*The exercise:* Go through the entries below and collect each line with the string "page" in it.

*Material provided:*
____________

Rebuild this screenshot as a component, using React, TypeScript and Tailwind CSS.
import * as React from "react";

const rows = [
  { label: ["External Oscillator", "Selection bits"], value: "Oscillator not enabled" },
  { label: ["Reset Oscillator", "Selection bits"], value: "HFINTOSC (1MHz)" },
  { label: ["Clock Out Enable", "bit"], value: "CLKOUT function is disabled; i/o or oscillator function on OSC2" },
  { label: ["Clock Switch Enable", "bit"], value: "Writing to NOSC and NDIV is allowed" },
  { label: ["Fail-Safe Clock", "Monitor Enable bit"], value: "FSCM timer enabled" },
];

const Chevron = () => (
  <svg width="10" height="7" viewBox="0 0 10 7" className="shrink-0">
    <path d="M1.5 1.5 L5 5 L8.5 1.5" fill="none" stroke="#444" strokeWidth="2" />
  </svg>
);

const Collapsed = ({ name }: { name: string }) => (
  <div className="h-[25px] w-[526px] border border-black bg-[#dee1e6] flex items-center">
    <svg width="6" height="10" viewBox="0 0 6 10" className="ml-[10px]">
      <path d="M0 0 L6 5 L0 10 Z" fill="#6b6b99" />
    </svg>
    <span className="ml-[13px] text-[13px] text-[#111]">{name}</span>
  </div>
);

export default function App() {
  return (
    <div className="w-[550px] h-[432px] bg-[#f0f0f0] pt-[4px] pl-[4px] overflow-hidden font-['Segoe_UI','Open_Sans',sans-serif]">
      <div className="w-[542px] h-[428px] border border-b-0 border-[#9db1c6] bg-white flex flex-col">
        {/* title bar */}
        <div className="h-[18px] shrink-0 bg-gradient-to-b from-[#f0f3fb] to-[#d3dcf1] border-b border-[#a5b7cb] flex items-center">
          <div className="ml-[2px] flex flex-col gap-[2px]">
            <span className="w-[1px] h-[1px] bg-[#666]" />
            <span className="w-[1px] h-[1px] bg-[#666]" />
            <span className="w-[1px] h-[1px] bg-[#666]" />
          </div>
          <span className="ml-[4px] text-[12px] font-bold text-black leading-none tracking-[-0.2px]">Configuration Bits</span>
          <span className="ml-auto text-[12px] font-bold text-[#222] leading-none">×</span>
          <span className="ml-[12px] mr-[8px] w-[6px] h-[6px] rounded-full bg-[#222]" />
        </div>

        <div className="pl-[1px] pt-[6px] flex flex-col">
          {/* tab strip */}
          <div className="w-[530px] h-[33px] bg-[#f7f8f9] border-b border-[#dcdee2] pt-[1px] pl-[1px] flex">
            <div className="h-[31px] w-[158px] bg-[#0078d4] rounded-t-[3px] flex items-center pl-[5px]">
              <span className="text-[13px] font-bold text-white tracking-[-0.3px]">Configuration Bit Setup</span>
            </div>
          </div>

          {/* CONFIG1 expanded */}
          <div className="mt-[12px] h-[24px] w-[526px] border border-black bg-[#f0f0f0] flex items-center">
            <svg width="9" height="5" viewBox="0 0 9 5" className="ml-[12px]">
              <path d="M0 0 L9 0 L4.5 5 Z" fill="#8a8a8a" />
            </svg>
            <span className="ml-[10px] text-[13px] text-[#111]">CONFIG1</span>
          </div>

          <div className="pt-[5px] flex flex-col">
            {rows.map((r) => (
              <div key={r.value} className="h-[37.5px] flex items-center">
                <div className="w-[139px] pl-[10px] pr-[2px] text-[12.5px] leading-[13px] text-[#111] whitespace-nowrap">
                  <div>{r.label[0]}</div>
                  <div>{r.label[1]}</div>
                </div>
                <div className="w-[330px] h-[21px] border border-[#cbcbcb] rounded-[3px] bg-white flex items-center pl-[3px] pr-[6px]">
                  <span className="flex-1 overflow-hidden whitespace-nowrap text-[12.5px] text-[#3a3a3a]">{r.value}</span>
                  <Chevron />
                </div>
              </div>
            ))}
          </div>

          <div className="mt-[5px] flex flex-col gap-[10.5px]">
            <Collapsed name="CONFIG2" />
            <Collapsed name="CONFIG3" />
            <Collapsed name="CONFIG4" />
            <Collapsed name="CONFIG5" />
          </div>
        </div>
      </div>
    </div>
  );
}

____________

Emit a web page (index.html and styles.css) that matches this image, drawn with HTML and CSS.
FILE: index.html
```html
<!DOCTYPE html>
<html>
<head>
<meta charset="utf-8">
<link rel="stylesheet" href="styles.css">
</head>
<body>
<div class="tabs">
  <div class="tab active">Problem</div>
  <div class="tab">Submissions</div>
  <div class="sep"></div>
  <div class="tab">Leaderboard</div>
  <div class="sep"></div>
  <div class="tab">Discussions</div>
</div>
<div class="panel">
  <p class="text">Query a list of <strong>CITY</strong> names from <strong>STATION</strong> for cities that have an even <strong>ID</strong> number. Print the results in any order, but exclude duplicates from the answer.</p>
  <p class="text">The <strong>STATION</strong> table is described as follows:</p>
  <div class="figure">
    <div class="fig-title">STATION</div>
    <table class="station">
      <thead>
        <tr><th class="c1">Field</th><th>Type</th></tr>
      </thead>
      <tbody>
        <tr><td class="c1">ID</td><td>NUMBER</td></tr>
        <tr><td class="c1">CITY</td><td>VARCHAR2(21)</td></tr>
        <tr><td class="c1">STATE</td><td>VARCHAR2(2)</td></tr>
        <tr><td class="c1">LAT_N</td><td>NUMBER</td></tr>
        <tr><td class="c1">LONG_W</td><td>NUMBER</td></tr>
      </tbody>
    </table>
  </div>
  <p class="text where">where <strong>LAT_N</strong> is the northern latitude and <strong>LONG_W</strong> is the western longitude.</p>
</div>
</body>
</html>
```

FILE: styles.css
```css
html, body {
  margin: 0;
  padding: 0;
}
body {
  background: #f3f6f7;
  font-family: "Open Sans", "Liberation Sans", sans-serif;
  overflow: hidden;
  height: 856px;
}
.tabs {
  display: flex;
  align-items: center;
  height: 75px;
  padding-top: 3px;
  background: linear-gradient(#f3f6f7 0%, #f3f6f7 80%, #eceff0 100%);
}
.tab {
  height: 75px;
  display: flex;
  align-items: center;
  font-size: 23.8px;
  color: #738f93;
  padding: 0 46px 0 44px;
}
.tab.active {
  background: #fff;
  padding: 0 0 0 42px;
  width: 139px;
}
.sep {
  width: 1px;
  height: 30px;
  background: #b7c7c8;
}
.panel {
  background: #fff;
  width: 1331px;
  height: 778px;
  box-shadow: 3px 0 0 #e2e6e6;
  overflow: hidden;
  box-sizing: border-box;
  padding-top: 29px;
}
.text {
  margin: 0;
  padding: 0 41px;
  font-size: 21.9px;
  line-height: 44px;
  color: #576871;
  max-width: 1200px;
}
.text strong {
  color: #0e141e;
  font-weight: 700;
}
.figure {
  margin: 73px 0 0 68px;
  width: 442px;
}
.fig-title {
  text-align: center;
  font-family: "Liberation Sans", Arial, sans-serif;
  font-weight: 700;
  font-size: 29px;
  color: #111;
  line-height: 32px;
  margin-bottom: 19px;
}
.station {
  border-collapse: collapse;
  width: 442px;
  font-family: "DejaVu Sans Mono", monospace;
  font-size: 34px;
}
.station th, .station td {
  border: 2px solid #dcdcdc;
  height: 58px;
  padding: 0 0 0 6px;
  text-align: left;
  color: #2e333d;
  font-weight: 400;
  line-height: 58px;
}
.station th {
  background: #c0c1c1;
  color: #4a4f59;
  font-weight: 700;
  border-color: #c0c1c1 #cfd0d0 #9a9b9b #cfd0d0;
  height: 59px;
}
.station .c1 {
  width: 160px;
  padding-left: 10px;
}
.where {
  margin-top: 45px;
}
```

____________

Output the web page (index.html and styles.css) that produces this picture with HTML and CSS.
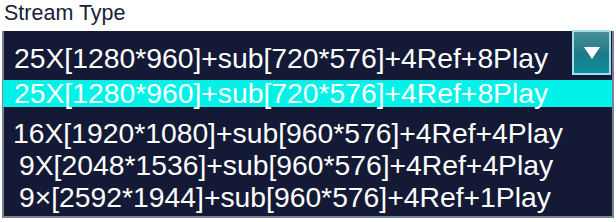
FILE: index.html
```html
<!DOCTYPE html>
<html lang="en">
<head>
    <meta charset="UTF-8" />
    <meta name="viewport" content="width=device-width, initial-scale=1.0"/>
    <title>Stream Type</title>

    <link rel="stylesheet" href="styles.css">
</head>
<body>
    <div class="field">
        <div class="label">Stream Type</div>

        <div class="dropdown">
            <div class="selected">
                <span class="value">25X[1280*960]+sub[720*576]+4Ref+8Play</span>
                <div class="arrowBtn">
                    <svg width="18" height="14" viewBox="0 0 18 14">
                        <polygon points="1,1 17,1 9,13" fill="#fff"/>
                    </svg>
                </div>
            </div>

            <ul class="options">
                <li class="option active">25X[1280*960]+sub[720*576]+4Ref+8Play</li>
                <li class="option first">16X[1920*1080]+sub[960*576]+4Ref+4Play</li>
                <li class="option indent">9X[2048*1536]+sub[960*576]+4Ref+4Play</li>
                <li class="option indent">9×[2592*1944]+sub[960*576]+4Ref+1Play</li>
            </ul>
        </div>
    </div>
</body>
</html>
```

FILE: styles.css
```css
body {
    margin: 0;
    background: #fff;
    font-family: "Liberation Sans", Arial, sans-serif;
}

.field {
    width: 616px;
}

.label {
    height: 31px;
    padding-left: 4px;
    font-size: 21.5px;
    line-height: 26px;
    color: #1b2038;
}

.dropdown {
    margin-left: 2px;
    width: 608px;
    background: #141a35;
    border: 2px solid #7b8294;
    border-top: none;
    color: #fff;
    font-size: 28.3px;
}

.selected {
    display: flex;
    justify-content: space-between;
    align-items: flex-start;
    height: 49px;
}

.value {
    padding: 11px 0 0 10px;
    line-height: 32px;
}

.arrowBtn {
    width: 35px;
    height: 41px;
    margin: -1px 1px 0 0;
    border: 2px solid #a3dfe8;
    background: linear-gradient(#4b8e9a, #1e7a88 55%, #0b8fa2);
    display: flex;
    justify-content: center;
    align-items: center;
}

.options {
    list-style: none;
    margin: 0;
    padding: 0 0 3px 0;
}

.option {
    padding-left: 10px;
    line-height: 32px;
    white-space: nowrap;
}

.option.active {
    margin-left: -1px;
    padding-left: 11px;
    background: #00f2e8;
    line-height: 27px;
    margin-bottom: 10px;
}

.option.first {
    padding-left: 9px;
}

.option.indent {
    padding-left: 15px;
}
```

____________

*Response to the task:*
Emit a web page (index.html and styles.css) that matches this image, drawn with HTML and CSS.
Output the web page (index.html and styles.css) that produces this picture with HTML and CSS.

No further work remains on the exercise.